Society & Ethics and NLP

Social Biases in NLP Models as Barriers for Persons with Disabilities

The authors consider the effect of the mention of disability on sentiment and toxicity classifiers, and the subsequent impact on the life and discourse of people with disabilities. They show that commonly used classifiers consistently associate higher toxicity score and more negative sentiment score, which would among other things expose people to a heavier burden of content moderation false positives when talking about their own disability. The authors trace these biases in part to BERT model behavior and to dynamics of the training data. The authors also discuss the necessity of involving the affected communities in work about ableism in ML and NLP, and describe which resources from advocacy groups they relied on for their experimental design.

Social Bias Frames: Reasoning about Social and Power Implications of Language

The authors propose a new annotation scheme for offensive language which goes beyond binary hate speech classification and focuses on the intent of the utterance: the annotators are asked to identify the target group, whether the utterance is an instance of in-group speech, and to explicitly write out the offensive implication. The authors created a fairly large dataset of 45k posts from a variety of sources using these guidelines and fine-tuned a GPT2 model to predict the frames. The model has some initial success but still leaves room for improvement, especially to generate better explanations.

Dataset Information

The dataset consists of 45k utterances collected from Twitter, Reddit, as well as known hate sites. 42% are classified as offensive, only about 5% have the in-group annotation. The total data is made up of 150k training pairs since several posts target multiple groups.

The paper provides a section on ethical considerations of making and using the dataset and describes the demographic makeup of the annotators.

Language (Technology) is Power: A Critical Survey of “Bias” in NLP

The authors start by reviewing a large number of papers on bias in NLP systems, and find that there is a common lack of rigorous definition or motivation of the problem they aim to address, inconsistencies in the way bias is defined across the field, and general lack of engagement with relevant sociolinguistic work. As a result, the authors propose a set of recommendations for future work which include: grounding work on in the relevant literature outside of NLP that explores the relationships between language and social hierarchies, explicitly stating why the system behaviors described are harmful, in what ways, and to whom, and examining language use in practice by engaging with the lived experiences of members of communities affected by NLP systems. To illustrate how these recommendations can be interpreted in practice, the authors present a case study of African American English. The whole paper is packed with citations to relevant recent work that make up a necessary reading list for NLP practitioners aiming to think more deeply about the societal impact of their work.

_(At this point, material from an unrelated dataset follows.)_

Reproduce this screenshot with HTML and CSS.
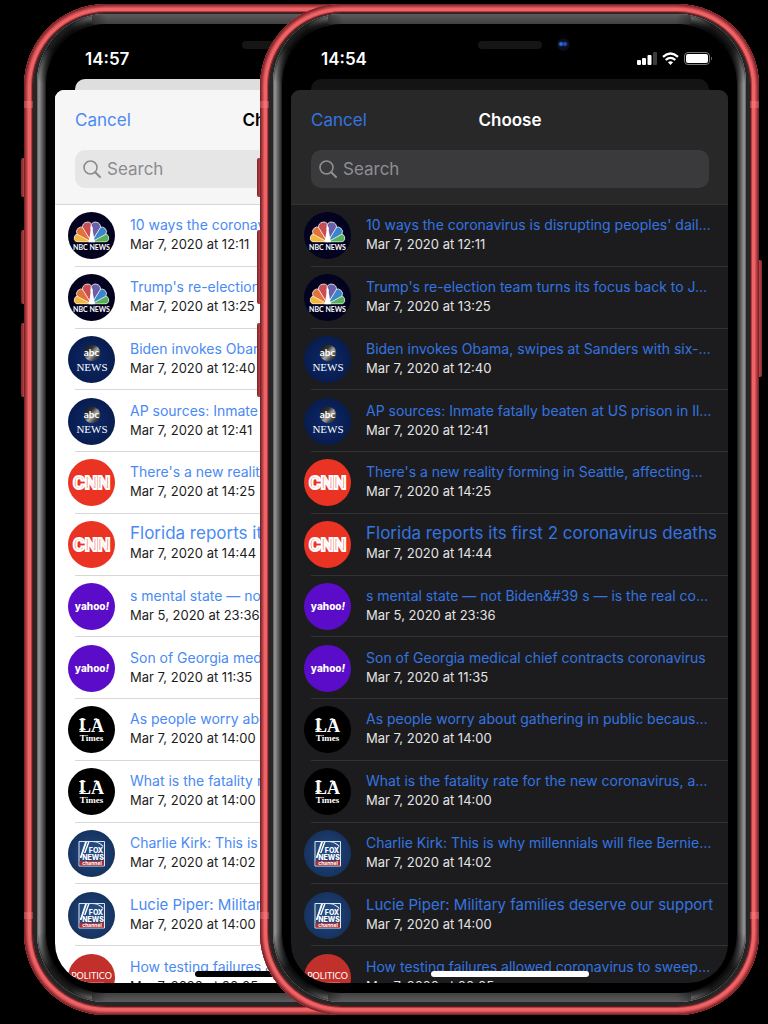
FILE: index.html
```html
<!DOCTYPE html>
<html lang="en">
<head>
<meta charset="utf-8">
<meta name="viewport" content="width=device-width, initial-scale=1">
<title>Choose</title>
<link rel="stylesheet" href="styles.css">
</head>
<body>
<svg class="defs" width="0" height="0" aria-hidden="true">
  <defs>
    <radialGradient id="abc-sky"><stop offset="0" stop-color="#0d2a6b"/><stop offset="1" stop-color="#081c4e"/></radialGradient>
    <linearGradient id="abc-ball" x1="0" y1="0" x2="1" y2="1"><stop offset="0" stop-color="#111"/><stop offset=".35" stop-color="#333"/><stop offset=".55" stop-color="#aaa"/><stop offset=".75" stop-color="#444"/><stop offset="1" stop-color="#111"/></linearGradient>
    <radialGradient id="fox-sky"><stop offset="0" stop-color="#1d4a85"/><stop offset="1" stop-color="#17325e"/></radialGradient>
    <path id="feather" d="M0 0L-4.6 -15.5A4.7 4.7 0 0 1 4.6 -15.5Z"/>
  </defs>
  <symbol id="nbc" viewBox="0 0 47 47">
    <circle cx="23.5" cy="23.5" r="23.5" fill="#03031f"/>
    <g stroke="#fff" stroke-width=".7" transform="translate(23.5 30)">
      <use href="#feather" fill="#f3b73e" transform="rotate(-73) scale(.93)"/>
      <use href="#feather" fill="#58b158" transform="rotate(73) scale(.93)"/>
      <use href="#feather" fill="#e2723a" transform="rotate(-45)"/>
      <use href="#feather" fill="#3b86cb" transform="rotate(45)"/>
      <use href="#feather" fill="#c94d52" transform="rotate(-15) scale(1.06)"/>
      <use href="#feather" fill="#6a60a9" transform="rotate(15) scale(1.06)"/>
    </g>
    <path d="M23.5 13q1.600 2 1.300 6l2.200 11.500h-6.500l2.200-12q-.5-3 .8-5.500z" fill="#fff"/>
    <path d="M3 30.500h41v1H3z" fill="#03031f"/>
  </symbol>
  <symbol id="abc" viewBox="0 0 47 47">
    <circle cx="23.5" cy="23.5" r="23.5" fill="url(#abc-sky)"/>
    <circle cx="24" cy="17" r="8.300" fill="url(#abc-ball)"/>
  </symbol>
  <symbol id="cnn" viewBox="0 0 47 47"><circle cx="23.5" cy="23.5" r="23.5" fill="#ea3323"/></symbol>
  <symbol id="yahoo" viewBox="0 0 47 47"><circle cx="23.5" cy="23.5" r="23.5" fill="#5a0cc8"/></symbol>
  <symbol id="lat" viewBox="0 0 47 47">
    <circle cx="23.5" cy="23.5" r="23.5" fill="#000"/>
    <path d="M12 14q2.500-2.500 5 0M11.500 24q3-3 6 0M26 14q2-2 4 0" fill="none" stroke="#fff" stroke-width="1.300"/>
  </symbol>
  <symbol id="fox" viewBox="0 0 47 47">
    <circle cx="23.5" cy="23.5" r="23.5" fill="url(#fox-sky)"/>
    <path d="M11 11.500h25.500v24.500H11z" fill="#234a80" stroke="#dfe6ef" stroke-width="1"/>
    <path d="M12 27L17 12h2L13.500 28H12zM16 23l4-11h1.500l-4 11zM24 12q7 0 11 5l.5-1q-4-4-8-4z" fill="#fff"/>
    <path d="M11.500 31h24.500v4.500H11.500z" fill="#b92b2b"/>
  </symbol>
  <symbol id="politico" viewBox="0 0 47 47">
    <circle cx="23.5" cy="23.5" r="23.5" fill="#c1302b"/>
    <path d="M11 28.500h25" stroke="#dd6a62" stroke-width=".8"/>
  </symbol>
  <symbol id="lens" viewBox="0 0 18 18">
    <circle cx="7.500" cy="7.500" r="6.500" fill="none" stroke="currentColor" stroke-width="1.600"/>
    <path d="M12.200 12.200L17 17" stroke="currentColor" stroke-width="2" stroke-linecap="round"/>
  </symbol>
</svg>

<main class="stage">
  <section class="phone phone-light" aria-label="Light appearance">
    <span class="key key-mute"></span><span class="key key-up"></span><span class="key key-down"></span><span class="key key-side"></span>
    <div class="band"><div class="rim"><div class="bevel"><div class="bezel"><div class="screen">
      <div class="status"><time>14:57</time><span class="speaker"></span><span class="camera"></span></div>
      <div class="back-card"></div>
      <div class="sheet">
        <header class="bar">
          <div class="nav"><button type="button">Cancel</button><h1>Choose</h1></div>
          <label class="search"><svg width="18" height="18" aria-hidden="true"><use href="#lens"/></svg><input type="search" placeholder="Search" aria-label="Search"></label>
        </header>
        <ul class="list">
          <li><svg class="logo" viewBox="0 0 47 47"><use href="#nbc"/><text x="23.5" y="38" class="logo-nbc">NBC NEWS</text></svg><div class="item"><a href="#">10 ways the coronavirus is disrupting peoples' dail…</a><time>Mar 7, 2020 at 12:11</time></div></li>
          <li><svg class="logo" viewBox="0 0 47 47"><use href="#nbc"/><text x="23.5" y="38" class="logo-nbc">NBC NEWS</text></svg><div class="item"><a href="#">Trump's re-election team turns its focus back to J…</a><time>Mar 7, 2020 at 13:25</time></div></li>
          <li><svg class="logo" viewBox="0 0 47 47"><use href="#abc"/><text x="23.5" y="20" class="logo-abc">abc</text><text x="24" y="35" class="logo-abc-news">NEWS</text></svg><div class="item"><a href="#">Biden invokes Obama, swipes at Sanders with six-…</a><time>Mar 7, 2020 at 12:40</time></div></li>
          <li><svg class="logo" viewBox="0 0 47 47"><use href="#abc"/><text x="23.5" y="20" class="logo-abc">abc</text><text x="24" y="35" class="logo-abc-news">NEWS</text></svg><div class="item"><a href="#">AP sources: Inmate fatally beaten at US prison in Il…</a><time>Mar 7, 2020 at 12:41</time></div></li>
          <li><svg class="logo" viewBox="0 0 47 47"><use href="#cnn"/><text x="23.5" y="30" class="logo-cnn">CNN</text></svg><div class="item"><a href="#">There's a new reality forming in Seattle, affecting…</a><time>Mar 7, 2020 at 14:25</time></div></li>
          <li><svg class="logo" viewBox="0 0 47 47"><use href="#cnn"/><text x="23.5" y="30" class="logo-cnn">CNN</text></svg><div class="item"><a href="#" class="large">Florida reports its first 2 coronavirus deaths</a><time>Mar 7, 2020 at 14:44</time></div></li>
          <li><svg class="logo" viewBox="0 0 47 47"><use href="#yahoo"/><text x="24" y="27" class="logo-yahoo">yahoo<tspan font-style="italic">!</tspan></text></svg><div class="item"><a href="#">s mental state — not Biden&amp;#39 s — is the real co…</a><time>Mar 5, 2020 at 23:36</time></div></li>
          <li><svg class="logo" viewBox="0 0 47 47"><use href="#yahoo"/><text x="24" y="27" class="logo-yahoo">yahoo<tspan font-style="italic">!</tspan></text></svg><div class="item"><a href="#">Son of Georgia medical chief contracts coronavirus</a><time>Mar 7, 2020 at 11:35</time></div></li>
          <li><svg class="logo" viewBox="0 0 47 47"><use href="#lat"/><text x="23.5" y="26" class="logo-la">LA</text><text x="23.5" y="35" class="logo-times">Times</text></svg><div class="item"><a href="#">As people worry about gathering in public becaus…</a><time>Mar 7, 2020 at 14:00</time></div></li>
          <li><svg class="logo" viewBox="0 0 47 47"><use href="#lat"/><text x="23.5" y="26" class="logo-la">LA</text><text x="23.5" y="35" class="logo-times">Times</text></svg><div class="item"><a href="#">What is the fatality rate for the new coronavirus, a…</a><time>Mar 7, 2020 at 14:00</time></div></li>
          <li><svg class="logo" viewBox="0 0 47 47"><use href="#fox"/><text x="28" y="23" class="logo-fox">FOX</text><text x="25" y="30" class="logo-fox">NEWS</text><text x="24" y="35" class="logo-channel">channel</text></svg><div class="item"><a href="#">Charlie Kirk: This is why millennials will flee Bernie…</a><time>Mar 7, 2020 at 14:02</time></div></li>
          <li><svg class="logo" viewBox="0 0 47 47"><use href="#fox"/><text x="28" y="23" class="logo-fox">FOX</text><text x="25" y="30" class="logo-fox">NEWS</text><text x="24" y="35" class="logo-channel">channel</text></svg><div class="item"><a href="#" class="medium">Lucie Piper: Military families deserve our support</a><time>Mar 7, 2020 at 14:00</time></div></li>
          <li><svg class="logo" viewBox="0 0 47 47"><use href="#politico"/><text x="23.5" y="25" class="logo-politico">POLITICO</text></svg><div class="item"><a href="#">How testing failures allowed coronavirus to sweep…</a><time>Mar 7, 2020 at 00:05</time></div></li>
        </ul>
      </div>
      <span class="home"></span>
    </div></div></div></div></div>
  </section>

  <section class="phone phone-dark" aria-label="Dark appearance">
    <span class="key key-mute"></span><span class="key key-up"></span><span class="key key-down"></span><span class="key key-side"></span>
    <div class="band"><div class="rim"><div class="bevel"><div class="bezel"><div class="screen">
      <div class="status"><time>14:54</time><span class="speaker"></span><span class="camera"></span>
        <svg class="signals" width="76" height="14" viewBox="0 0 76 14" role="img" aria-label="Signal, Wi-Fi, battery">
          <g fill="#fff"><rect x="0" y="8" width="4" height="5" rx="1"/><rect x="5" y="6" width="4" height="7" rx="1"/><rect x="10.500" y="3" width="4" height="10" rx="1"/></g>
          <rect x="16" y="0" width="4" height="13" rx="1" fill="#3c3c3c"/>
          <g fill="none" stroke="#fff" stroke-width="2.300"><path d="M26 4.800q7.500-6.600 15 0"/><path d="M28.700 8q4.800-4.200 9.600 0"/></g>
          <path d="M30.900 10.300q2.600-2 5.200 0l-2.600 2.700z" fill="#fff"/>
          <rect x="47.500" y=".5" width="25" height="12" rx="3.500" fill="none" stroke="#777"/>
          <rect x="49" y="2" width="22" height="9" rx="2" fill="#fff"/>
          <path d="M74 4.500q2 2 0 4z" fill="#777"/>
        </svg>
      </div>
      <div class="back-card"></div>
      <div class="sheet">
        <header class="bar">
          <div class="nav"><button type="button">Cancel</button><h1>Choose</h1></div>
          <label class="search"><svg width="18" height="18" aria-hidden="true"><use href="#lens"/></svg><input type="search" placeholder="Search" aria-label="Search"></label>
        </header>
        <ul class="list">
          <li><svg class="logo" viewBox="0 0 47 47"><use href="#nbc"/><text x="23.5" y="38" class="logo-nbc">NBC NEWS</text></svg><div class="item"><a href="#">10 ways the coronavirus is disrupting peoples' dail…</a><time>Mar 7, 2020 at 12:11</time></div></li>
          <li><svg class="logo" viewBox="0 0 47 47"><use href="#nbc"/><text x="23.5" y="38" class="logo-nbc">NBC NEWS</text></svg><div class="item"><a href="#">Trump's re-election team turns its focus back to J…</a><time>Mar 7, 2020 at 13:25</time></div></li>
          <li><svg class="logo" viewBox="0 0 47 47"><use href="#abc"/><text x="23.5" y="20" class="logo-abc">abc</text><text x="24" y="35" class="logo-abc-news">NEWS</text></svg><div class="item"><a href="#">Biden invokes Obama, swipes at Sanders with six-…</a><time>Mar 7, 2020 at 12:40</time></div></li>
          <li><svg class="logo" viewBox="0 0 47 47"><use href="#abc"/><text x="23.5" y="20" class="logo-abc">abc</text><text x="24" y="35" class="logo-abc-news">NEWS</text></svg><div class="item"><a href="#">AP sources: Inmate fatally beaten at US prison in Il…</a><time>Mar 7, 2020 at 12:41</time></div></li>
          <li><svg class="logo" viewBox="0 0 47 47"><use href="#cnn"/><text x="23.5" y="30" class="logo-cnn">CNN</text></svg><div class="item"><a href="#">There's a new reality forming in Seattle, affecting…</a><time>Mar 7, 2020 at 14:25</time></div></li>
          <li><svg class="logo" viewBox="0 0 47 47"><use href="#cnn"/><text x="23.5" y="30" class="logo-cnn">CNN</text></svg><div class="item"><a href="#" class="large">Florida reports its first 2 coronavirus deaths</a><time>Mar 7, 2020 at 14:44</time></div></li>
          <li><svg class="logo" viewBox="0 0 47 47"><use href="#yahoo"/><text x="24" y="27" class="logo-yahoo">yahoo<tspan font-style="italic">!</tspan></text></svg><div class="item"><a href="#">s mental state — not Biden&amp;#39 s — is the real co…</a><time>Mar 5, 2020 at 23:36</time></div></li>
          <li><svg class="logo" viewBox="0 0 47 47"><use href="#yahoo"/><text x="24" y="27" class="logo-yahoo">yahoo<tspan font-style="italic">!</tspan></text></svg><div class="item"><a href="#">Son of Georgia medical chief contracts coronavirus</a><time>Mar 7, 2020 at 11:35</time></div></li>
          <li><svg class="logo" viewBox="0 0 47 47"><use href="#lat"/><text x="23.5" y="26" class="logo-la">LA</text><text x="23.5" y="35" class="logo-times">Times</text></svg><div class="item"><a href="#">As people worry about gathering in public becaus…</a><time>Mar 7, 2020 at 14:00</time></div></li>
          <li><svg class="logo" viewBox="0 0 47 47"><use href="#lat"/><text x="23.5" y="26" class="logo-la">LA</text><text x="23.5" y="35" class="logo-times">Times</text></svg><div class="item"><a href="#">What is the fatality rate for the new coronavirus, a…</a><time>Mar 7, 2020 at 14:00</time></div></li>
          <li><svg class="logo" viewBox="0 0 47 47"><use href="#fox"/><text x="28" y="23" class="logo-fox">FOX</text><text x="25" y="30" class="logo-fox">NEWS</text><text x="24" y="35" class="logo-channel">channel</text></svg><div class="item"><a href="#">Charlie Kirk: This is why millennials will flee Bernie…</a><time>Mar 7, 2020 at 14:02</time></div></li>
          <li><svg class="logo" viewBox="0 0 47 47"><use href="#fox"/><text x="28" y="23" class="logo-fox">FOX</text><text x="25" y="30" class="logo-fox">NEWS</text><text x="24" y="35" class="logo-channel">channel</text></svg><div class="item"><a href="#" class="medium">Lucie Piper: Military families deserve our support</a><time>Mar 7, 2020 at 14:00</time></div></li>
          <li><svg class="logo" viewBox="0 0 47 47"><use href="#politico"/><text x="23.5" y="25" class="logo-politico">POLITICO</text></svg><div class="item"><a href="#">How testing failures allowed coronavirus to sweep…</a><time>Mar 7, 2020 at 00:05</time></div></li>
        </ul>
      </div>
      <span class="home"></span>
    </div></div></div></div></div>
  </section>
</main>
</body>
</html>
```
FILE: styles.css
```css
* { box-sizing: border-box; }

body {
  margin: 0;
  background: #000;
  font-family: Inter, "Liberation Sans", sans-serif;
}

.defs { position: absolute; }

.stage {
  display: grid;
  grid-template-columns: 236fr 263fr 236fr;
  height: 100vh;
  min-height: 640px;
  padding: 4px 9px 9px 24px;
}

/* Phone bodies overlap through shared grid columns */
.phone {
  position: relative;
  grid-row: 1;
  min-width: 0;
  min-height: 0;
}
.phone-light {
  grid-column: 1 / 3;
  --bar: #f6f6f6;
  --page: #fff;
  --back: #dedede;
  --field: #e6e6e7;
  --muted: #8c8c90;
  --line: #d8d8da;
  --title: #000;
  --date: #1c1c1c;
  --link: #4a8af4;
  --home: #000;
}
.phone-dark {
  grid-column: 2 / 4;
  --bar: #282828;
  --page: #1c1c1e;
  --back: #141414;
  --field: #3a3a3d;
  --muted: #8e8e93;
  --line: #323235;
  --title: #fff;
  --date: #e4e4e4;
  --link: #3474e0;
  --home: #fff;
}

.key {
  position: absolute;
  left: -3px;
  width: 8px;
  border-radius: 2px;
  background: linear-gradient(90deg, #7a2327, #cf4b50 50%, #8a2a2e);
}
.key-mute { top: 154px; height: 39px; }
.key-up { top: 226px; height: 74px; }
.key-down { top: 319px; height: 74px; }
.key-side {
  top: 256px;
  right: -3px;
  left: auto;
  height: 117px;
}

.band, .rim, .bevel, .bezel { position: relative; height: 100%; }

.band {
  padding: 9px;
  border-radius: 82px;
  background: #a83a3e;
  box-shadow:
    inset 0 0 0 1px #7a2327,
    inset 0 0 0 2px #9a3236,
    inset 0 0 0 3px #b54145,
    inset 0 0 0 4px #d4535a,
    inset 0 0 0 7px #ee6366,
    inset 0 0 0 8px #b03e42,
    inset 0 0 0 9px #5c1a1d;
}
.band::before {
  content: "";
  position: absolute;
  inset: 97px 0 96px;
  background:
    linear-gradient(#ff8a8c55, #ff8a8c55) top / 100% 7px no-repeat,
    linear-gradient(#ff8a8c55, #ff8a8c55) bottom / 100% 7px no-repeat;
}

.rim {
  padding: 1px 4px 4px;
  border-radius: 73px;
  background: #262626;
}

.bevel {
  padding: 10px 9px 9px;
  border-radius: 69px;
  overflow: hidden;
  background: #333;
  box-shadow:
    inset 0 0 0 1px #6a6a6a,
    inset 0 0 0 3px #8c8c8c,
    inset 0 0 0 4px #7c7c7c,
    inset 0 0 0 5px #6a6a6a,
    inset 0 0 0 6px #585858,
    inset 0 0 0 7px #484848,
    inset 0 0 0 8px #383838,
    inset 0 0 0 9px #222;
}
.bevel::before {
  content: "";
  position: absolute;
  inset: 0;
  background:
    radial-gradient(circle at 20px 20px, #000c 16px, #0000 52px),
    radial-gradient(circle at calc(100% - 20px) 20px, #000c 16px, #0000 52px),
    radial-gradient(circle at 20px calc(100% - 20px), #000c 16px, #0000 52px),
    radial-gradient(circle at calc(100% - 20px) calc(100% - 20px), #000c 16px, #0000 52px),
    linear-gradient(#5c5c5c, #404040) 50% 0 / calc(100% - 110px) 10px no-repeat,
    linear-gradient(#404040, #5c5c5c) 50% 100% / calc(100% - 110px) 9px no-repeat;
}

.bezel {
  padding: 0 9px 10px;
  border-radius: 60px;
  background: #000;
}

.screen {
  position: relative;
  display: flex;
  flex-direction: column;
  height: 100%;
  overflow: hidden;
  border-radius: 40px;
}

.status {
  display: grid;
  grid-template-columns: 1fr auto 1fr;
  align-items: center;
  flex: none;
  height: 55px;
  padding: 14px 15px 0 30px;
  color: #fff;
  font-size: 17px;
  font-weight: 600;
}
.speaker {
  grid-column: 2;
  grid-row: 1;
  align-self: start;
  width: 64px;
  height: 8px;
  margin: 3px 15px 0 0;
  border-radius: 4px;
  background: #151515;
}
.camera {
  position: absolute;
  top: 14px;
  left: calc(50% + 47px);
  width: 13px;
  height: 13px;
  border-radius: 50%;
  background:
    radial-gradient(circle at 4px 6px, #2d6be8 1px, #0000 3px),
    radial-gradient(circle at 8px 6px, #2450c8 1px, #0000 3px),
    #0b0d18;
}
.signals { justify-self: end; }

.back-card {
  flex: none;
  height: 11px;
  margin: 0 19px 0 20px;
  border-radius: 10px 10px 0 0;
  background: var(--back);
}

.sheet {
  display: flex;
  flex: 1;
  flex-direction: column;
  min-height: 0;
  overflow: hidden;
  border-radius: 9px 9px 0 0;
  background: var(--page);
}

.bar {
  flex: none;
  height: 115px;
  padding: 0 19px 0 20px;
  border-bottom: 1px solid var(--line);
  background: var(--bar);
}
.nav {
  display: grid;
  grid-template-columns: 1fr auto 1fr;
  align-items: center;
  height: 60px;
}
.nav button {
  justify-self: start;
  padding: 0;
  border: 0;
  background: none;
  color: var(--link);
  font: 400 17px/24px Inter, "Liberation Sans", sans-serif;
}
.nav h1 {
  margin: 0;
  color: var(--title);
  font-size: 17px;
  font-weight: 600;
  line-height: 24px;
}
.search {
  display: flex;
  align-items: center;
  gap: 6px;
  height: 38px;
  padding: 0 8px;
  border-radius: 10px;
  background: var(--field);
  color: var(--muted);
}
.search input {
  flex: 1;
  min-width: 0;
  padding: 0;
  border: 0;
  outline: 0;
  background: none;
  color: var(--title);
  font: 400 17px/24px Inter, "Liberation Sans", sans-serif;
}
.search input::placeholder { color: var(--muted); opacity: 1; }

.list {
  display: grid;
  flex: none;
  grid-template-rows: repeat(12, 1fr);
  grid-auto-rows: 62px;
  height: 803px;
  margin: 0;
  padding: 0;
  list-style: none;
}
.list li {
  display: flex;
  align-items: center;
  gap: 15px;
  min-height: 0;
  padding: 0 0 0 13px;
  background: linear-gradient(var(--line), var(--line)) 20px 100% / 100% 1px no-repeat;
}
.logo {
  flex: none;
  width: 47px;
  height: 47px;
}
.item {
  flex: 1;
  min-width: 0;
  padding-bottom: 3px;
}
.item a, .item time {
  display: block;
  overflow: hidden;
  white-space: nowrap;
}
.item a {
  color: var(--link);
  font-size: 14px;
  line-height: 21px;
  text-decoration: none;
}
.item a.medium { font-size: 15px; }
.item a.large { font-size: 17px; }
.item time {
  color: var(--date);
  font-size: 13px;
  line-height: 19px;
}

.home {
  position: absolute;
  bottom: 6px;
  left: calc(50% - 79px);
  width: 158px;
  height: 6px;
  border-radius: 3px;
  background: var(--home);
}

/* Publisher marks */
.logo text { fill: #fff; text-anchor: middle; }
.logo-nbc { font: 700 7px Lato, sans-serif; }
.logo-abc { font: 700 10px Lato, sans-serif; }
.logo-abc-news { font: 400 11px "Liberation Serif", serif; }
.logo .logo-cnn {
  fill: #ea3323;
  stroke: #fff;
  stroke-width: 2px;
  font: 700 18px Roboto, sans-serif;
}
.logo-yahoo { font: 800 10px Inter, sans-serif; }
.logo-la { font: 700 18px "Liberation Serif", serif; }
.logo-times { font: 700 9px "Liberation Serif", serif; }
.logo-fox { font: 800 7px Inter, sans-serif; }
.logo-channel { font: 700 5px Inter, sans-serif; }
.logo-politico { font: 400 9px Lato, sans-serif; }
```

Give Me Convenience and Give Her Death: Who Should Decide What Uses of NLP are Appropriate, and on What Basis?

The authors analyse an EMNLP 2019 paper on automatic legal sentencing as a case study for learning how to work toward an ethical assessment of works in the field. Specifically, the work relies on previously published recommendations for data statements (Bender and Friedman, 2018) and dataset sheets (Gebru et al., 2018) to ask and answer a number of fundamental questions about the creation and use of the dataset. The paper then describes the concept of dual use, encouraging dataset and algorithm creators to consider whether alternative uses of their work may have nefarious effects. Overall, this paper can be a good introduction to the above cited works specifically and ethical considerations about work in NLP more broadly.